On the fun side, as the caption says: this is simply harate prapancha.

Wednesday, March 14, 2007

Power Equation and Knowledge

Hmmm its 5am, a little early in the morning, and I am heating my tea with the conventional electric heater, with those sleepy little eyes! May be it was time to contemplate!

Why does the heater get heated? Why does the bulb get heated? my limited knowlege explained that "it is due to the resistance of the coil". Again!! Is resistance the reason for the heat? I guess so! How does it matter even if I am wrong in the electrical example, because I am damn sure that resistance is the reason for all the "heat" we see outside.

I see that preacquired knowledge, preconceptions, prejudices, ego, education, habits, routines are a few reasons for the internal resistances to change; the resistors within us that have the ability to create heat. So, whenever we are faced with situations that challenge our "established truths", we see heat within us, dont we?
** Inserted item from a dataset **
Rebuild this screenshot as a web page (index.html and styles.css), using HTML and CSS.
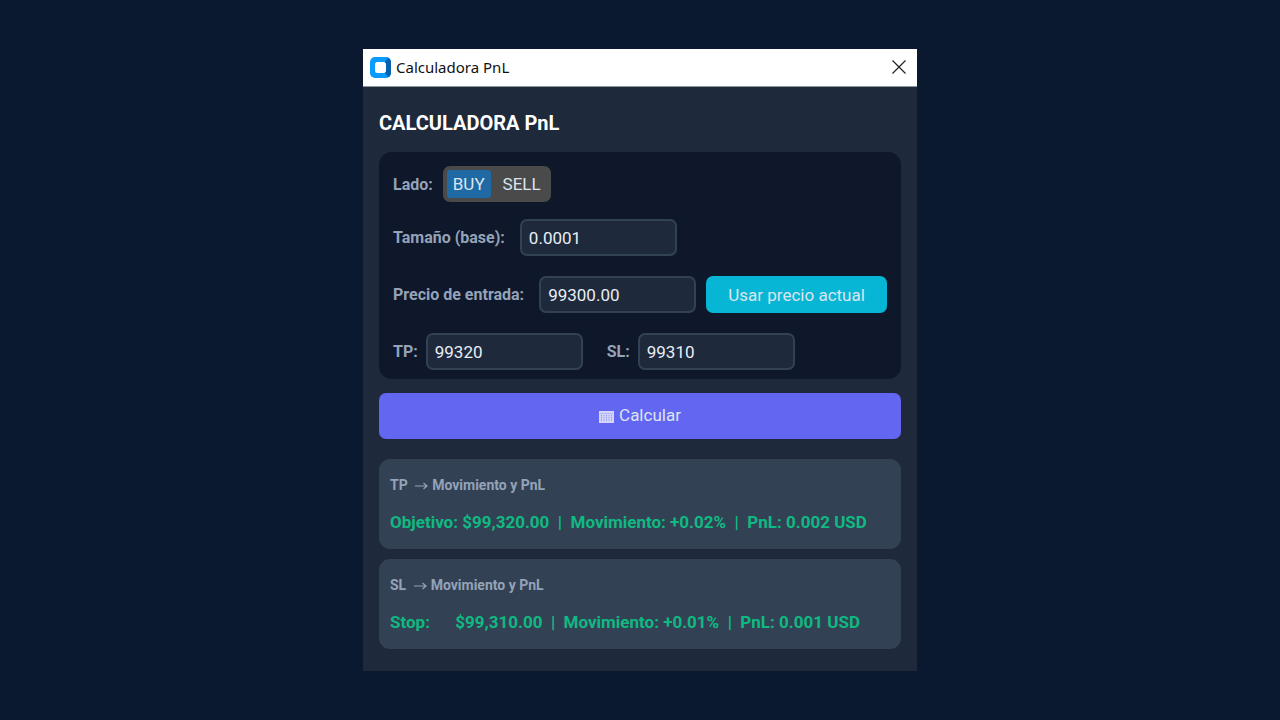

Switch!! There are different sources of knowledge that we know of, knowledge from within, from outside, through others, through experiences, through a process of accepting and rejecting of ideas and concepts, though our experiments, and so on. OK Now! what is this power equation nonsense?! hmmm another of those contemplative thoughts that pass through our little circuits within. For me, Power of humans is in knowledge. But if knowledge is power, knowledge is the reason for "resistance" too.

Switch!! The slow heater had fueled my random thoughts on heat, resistance, life, knowledge, more power leading to more power (rich get richer, poor get poorer or whatever the stupid crap is), more power more resitance, more resitance less current, less current less power ..... oh my mind, slow down a bit!!!! .... hmmmm ..... Floating around thoughts, while my tea heated I was contemplating on the equation that I had hated (waaah bhai waaah! heat and hate is in our fate!! waah waaah!!) P = I*I * R (rather I 'squared' R). I had by now switched beyond the "electical" or rather true logic of this equation. I had replaced I with information flow or our openess to external ideas, thoughts, and people. R had transformed to our prefixed, preconceived notions. And P was the power of our knowledge.
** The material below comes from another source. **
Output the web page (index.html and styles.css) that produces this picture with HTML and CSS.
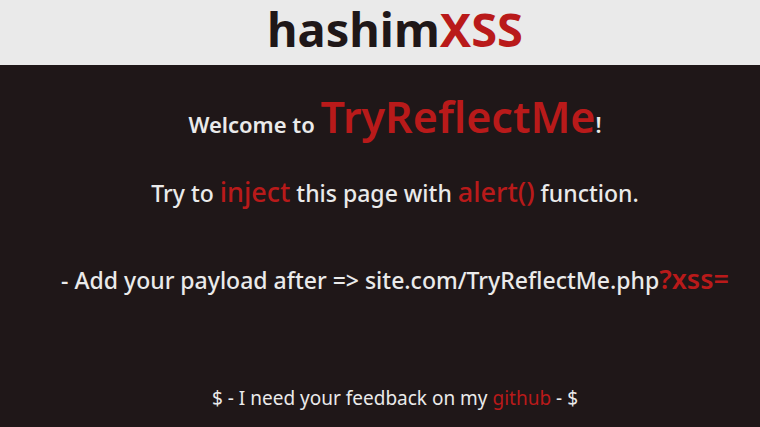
FILE: index.html
```html
<!DOCTYPE html>
<html lang="en">
<head>
<meta charset="utf-8">
<meta name="viewport" content="width=device-width, initial-scale=1">
<title>hashimXSS</title>
<link rel="stylesheet" href="styles.css">
</head>
<body>
<header class="banner"><h1 class="brand">hashim<span class="accent">XSS</span></h1></header>
<main class="content">
<p class="line welcome">Welcome to <span class="accent site">TryReflectMe</span>!</p>
<p class="line task">Try to <span class="accent key">inject</span> this page with <span class="accent key">alert()</span> function.</p>
<p class="line hint">- Add your payload after =&gt; site.com/TryReflectMe.php<span class="accent param">?xss=</span></p>
</main>
<footer class="footer">$ - I need your feedback on my <a class="accent" href="https://github.com/">github</a> - $</footer>
</body>
</html>
```
FILE: styles.css
```css
* { box-sizing: border-box; }
body {
  margin: 0;
  min-height: 100vh;
  display: flex;
  flex-direction: column;
  background: #1f1718;
  color: #eaeaea;
  font-family: "Noto Sans", "Open Sans", sans-serif;
  text-align: center;
}
.accent { color: #b91a1a; text-decoration: none; }
.banner { background: #eaeaea; color: #1f1718; padding-left: 30px; }
.brand { margin: 0; font-size: 47px; line-height: 58px; padding-bottom: 7px; font-weight: 700; }
.content { flex: 1; padding-left: 30px; }
.line { margin: 0; font-size: 22px; font-weight: 600; white-space: nowrap; }
.welcome { padding-top: 16px; line-height: 72px; }
.site { font-size: 43px; }
.task, .hint { font-size: 23px; font-weight: 500; }
.task { padding-top: 8px; line-height: 48px; }
.key, .param { font-size: 27px; }
.hint { padding-top: 38px; line-height: 48px; }
.param { font-weight: 600; }
.footer { padding: 0 0 16px 30px; font-size: 19px; line-height: 26px; }
```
Prop prop prop ... popped up these stupid little thoughts. Power should increase with a slight increase in "current" or a more substantial increase in effective "resistance". In simple words, it is better to work on increasing I rather than R. Personal knowledge, or resistance, plays its role but the impact levels are different and substantial, power of 2, when the current is let smooth. So, one way to substantially improve our power of knowledge is through continuous contemplation on personal thoughts with resistance to others, but a more effective way is to be open ourselves to other ideas, people, thoughts, knowledge. These are the "currents".

If current is the inflow of thoughts, ideas, emotions, or in general information flow through our system!!, more open we are, less resistance we exhibit, more current we let in, and more power we generate. More we let the ideas flow through us, more ideas we generate, more power we develop. More power implies more knowledge, and more knowledge is more power!!! A systematic cycle of evolution. But, we have to ensure that this does not bloat our "resistance" as well. More rusted (stale, stagnant, stuburn, stupid, structured) we are, more resistant we get. So, its time to unrust ourselves, decrease our resitances, and open up our gates for knowledge, and develop a pathway for limitless power of knowledge (squares all the time).

Thoughts as random as they get, a thorough nonsense, but that is the whole purpose of this exercise :)

Friday, March 2, 2007

Cognition, Memory, and Activation

Another interesting point I read just now (Introduction to Affect and Cognition, Consumer Behavior and Marketing Strategy, Paul Peter and Jerry Olson): People can consiously consider only a small amount of knowledge at one time, which makes interpretation and integration processes during decision making fairly simple.

I was also reflecting this to the movie craze. A simple logic would reveal the absurdness of sitting in a hall watching a thorough nonsense, like the alien movies. But, the limited temporary cognizance of the environment, knowledge, logic during those 1 or 3 hours (depending on whether you are watching holly or bolly wood!). Not just that, we get easily influenced by company or university rankings, we develop biases, get into frictions, buy things that we dont need, and waste time instead of preparing for the future.

Everyone knows what is important and mostly categorize what is urgent, but never act on it. Everyone knows that jogging is good, but only a few make it. I am not sure if I am ending with the same note as I started, but the limited memory usage is the cause of all these and this is not due to cognition limits but due to an internal lethargy to dig beyond the surface.

Life is interesting, we are limited by our senses but we are proud of our abilities :)

How Colors Affect Behaviour

Today, while reading an article on Affect, Cognition, and Behavior I read this interesting aspect of how colors dictate our behaviors - supposedly based on Carlton Wagner's "Color Cues". I asked myself, "does it" and the instant response "yes it does". The article talks about how we are attracted or distracted, or feel pleased or disturbed, or eat more or less of something, or even fall in love or hate something based on the external factor of color.

While reading this, I was also recollecting the color code in the Indian system, white representing a Brahmana, Red a Kshatriya, Blue a Vaishya, and Black a Sudra. How colours were used to represent cognition or intellectual levels. How colors are used to represented joy and celebration. How sanyasis are attracted to the saffron, girls to pink, fashion geeks to black, the politicians to white etc etc. It left me amazed beyond the explanation based on chemicals and stuff. I may buy a junk product in a well packaged tin. The article also gave me an opportunity to reflect on how easily are the children attracted to bright toys.

I was not surprised as to how marketers and advertisers play around with those colors to entice customers to buy products they otherwise may not have even thought of. I have been a victim myself many times, may be so were you, so are the very advertisers who create such an allure.